We need new theories and concepts to describe reality and address escalating global crises

Legal and other social scientific work, accustomed for over 100 years to work within the assumedly fixed constraints of the public-private divide, has failed to recognise precisely how fundamental this shift of circumstances is. We are not simply dealing with the weakening of the nation state’s regulatory capacity; the state itself is increasingly becoming a mere instrument for the private sphere to gorge itself, shedding public responsibility as the public realm disappears into symbolism and ritual. While the state is supposedly ‘powerless’ to implement social and environmental regulation due to the sword of Damocles, we nonetheless find broad state adoption of totalitarian surveillance systems and the retooling of education in favour of private interests. Examples of the still-powerful state abound, just not in the realm of public sphere interventions. Rather than focusing on a supposedly weakening nation state, social scientists should instead examine the practical death of the public-private divide.

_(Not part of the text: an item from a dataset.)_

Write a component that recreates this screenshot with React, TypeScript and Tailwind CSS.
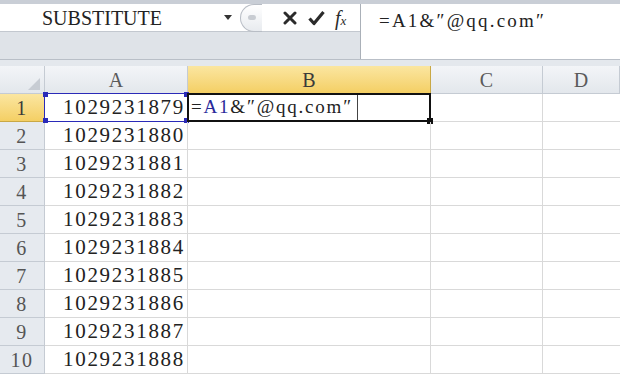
import React from "react";

const SERIF = { fontFamily: '"Liberation Serif", "Times New Roman", serif' };

const numbers = [
  "1029231879",
  "1029231880",
  "1029231881",
  "1029231882",
  "1029231883",
  "1029231884",
  "1029231885",
  "1029231886",
  "1029231887",
  "1029231888",
];

function ColHeader({ label, active }: { label: string; active?: boolean }) {
  return (
    <div
      className={
        "flex items-center justify-center border-r border-b text-[20px] " +
        (active
          ? "bg-gradient-to-b from-[#fbe6a0] to-[#f4cf63] border-[#c9a845] text-[#3a3a3a]"
          : "bg-gradient-to-b from-[#f3f5f8] to-[#e3e7ec] border-[#c5cbd3] text-[#5a5a5a]")
      }
      style={SERIF}
    >
      {label}
    </div>
  );
}

function RowHeader({ n, active }: { n: number; active?: boolean }) {
  return (
    <div
      className={
        "flex items-center justify-center border-r border-b text-[20px] tracking-[1.5px] " +
        (active
          ? "bg-gradient-to-b from-[#fbe6a0] to-[#f4cf63] border-[#c9a845] text-[#3a3a3a]"
          : "bg-[#e6eaef] border-[#c5cbd3] text-[#555]")
      }
      style={SERIF}
    >
      {n}
    </div>
  );
}

function Corner({ className }: { className: string }) {
  return <div className={"absolute w-[5px] h-[5px] bg-[#2a2ab8] " + className} />;
}

export default function App() {
  return (
    <div className="w-[620px] h-[376px] overflow-hidden bg-white flex flex-col">
      <div className="h-[4px] bg-[#c9ced6] shrink-0" />
      {/* formula bar */}
      <div className="h-[56px] flex shrink-0 border-b border-[#b9bfc7]">
        <div className="w-[361px] flex flex-col border-r border-[#aab0b8]">
          <div className="h-[28px] flex items-center bg-white border-b border-[#c3c8cf]">
            <div className="w-[240px] flex items-center">
              <span className="ml-[42px] text-[20px] text-[#222]" style={SERIF}>
                SUBSTITUTE
              </span>
              <svg className="ml-auto mr-[8px]" width="8" height="5" viewBox="0 0 8 5">
                <path d="M0 0 L8 0 L4 5 Z" fill="#333" />
              </svg>
            </div>
            <div className="w-[22px] h-[28px] rounded-l-full border border-r-0 border-[#b8bdc5] bg-gradient-to-b from-white to-[#e8ebef] flex items-center justify-center">
              <div className="w-[8px] h-[5px] rounded-full bg-[#c8ccd2]" />
            </div>
            <svg className="ml-[21px]" width="14" height="14" viewBox="0 0 14 14">
              <path d="M2 2 L12 12 M12 2 L2 12" stroke="#2b2b2b" strokeWidth="3" strokeLinecap="round" />
            </svg>
            <svg className="ml-[11px]" width="17" height="16" viewBox="0 0 17 16">
              <path d="M1.5 8.5 L6 13.5 L15.5 2" stroke="#2b2b2b" strokeWidth="3.2" fill="none" strokeLinejoin="round" />
            </svg>
            <span
              className="ml-[10px] italic text-[20px] text-[#2b2b2b] leading-none"
              style={SERIF}
            >
              f<span className="text-[13px]">x</span>
            </span>
          </div>
          <div className="flex-1 bg-[#dfe3e8]" />
        </div>
        <div className="flex-1 bg-white pl-[18px] pt-[3px]">
          <span className="text-[19px] text-[#222] tracking-[2.2px]" style={SERIF}>
            =A1&amp;″@qq.com″
          </span>
        </div>
      </div>
      <div className="h-[6px] bg-[#e4e8ed] shrink-0" />
      {/* grid */}
      <div className="grid grid-cols-[45px_143px_243px_112px_1fr] grid-rows-[28px_repeat(10,28px)] flex-1">
        <div className="relative border-r border-b border-[#c5cbd3] bg-gradient-to-b from-[#f3f5f8] to-[#e3e7ec]">
          <svg className="absolute right-[4px] bottom-[3px]" width="12" height="12" viewBox="0 0 12 12">
            <path d="M12 0 L12 12 L0 12 Z" fill="#c7ccd3" />
          </svg>
        </div>
        <ColHeader label="A" />
        <ColHeader label="B" active />
        <ColHeader label="C" />
        <ColHeader label="D" />
        {numbers.map((num, i) => (
          <React.Fragment key={num}>
            <RowHeader n={i + 1} active={i === 0} />
            <div
              className="relative flex items-center justify-end pr-[2px] border-r border-b border-[#d9d9d9] text-[21px] text-[#222]"
              style={SERIF}
            >
              {i === 0 && (
                <>
                  <div className="absolute inset-[-1px] border border-[#2a2ab8] pointer-events-none" />
                  <Corner className="left-[-2px] top-[-2px]" />
                  <Corner className="left-[-2px] bottom-[-2px]" />
                  <Corner className="right-[-2px] top-[-2px]" />
                  <Corner className="right-[-2px] bottom-[-2px]" />
                </>
              )}
              <span className="tracking-[1.7px]">{num}</span>
            </div>
            <div className="relative border-r border-b border-[#d9d9d9]">
              {i === 0 && (
                <div className="absolute left-[-1px] top-[-1px] right-[-1px] bottom-[-1px] border-2 border-[#111] flex items-center">
                  <div
                    className="h-full flex items-center pl-[2px] pr-[4px] border-r border-[#444] text-[19px] text-[#222] tracking-[1.8px]"
                    style={SERIF}
                  >
                    =<span className="text-[#2a2a9a]">A1</span>&amp;″@qq.com″
                  </div>
                  <div className="absolute right-[-4px] bottom-[-4px] w-[6px] h-[6px] bg-[#111]" />
                </div>
              )}
            </div>
            <div className="border-r border-b border-[#d9d9d9]" />
            <div className="border-b border-[#d9d9d9]" />
          </React.Fragment>
        ))}
      </div>
    </div>
  );
}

Positivistic approaches, which seek to find a ‘law of gravity’ for social science within the constraints of the liberal democratic model with its public-private divide, are increasingly missing the point and losing validity, even turning harmful. Once a reliable source of social scientific and political stability, this flat earth concept is now at the heart of much social scientific and political impotence in dealing with contemporary social, political and environmental problems. The rules of the game have been rewritten. Social scientific work needs to abandon the positivist confines of the broken political compromise and view the public-private divide as part of the problem.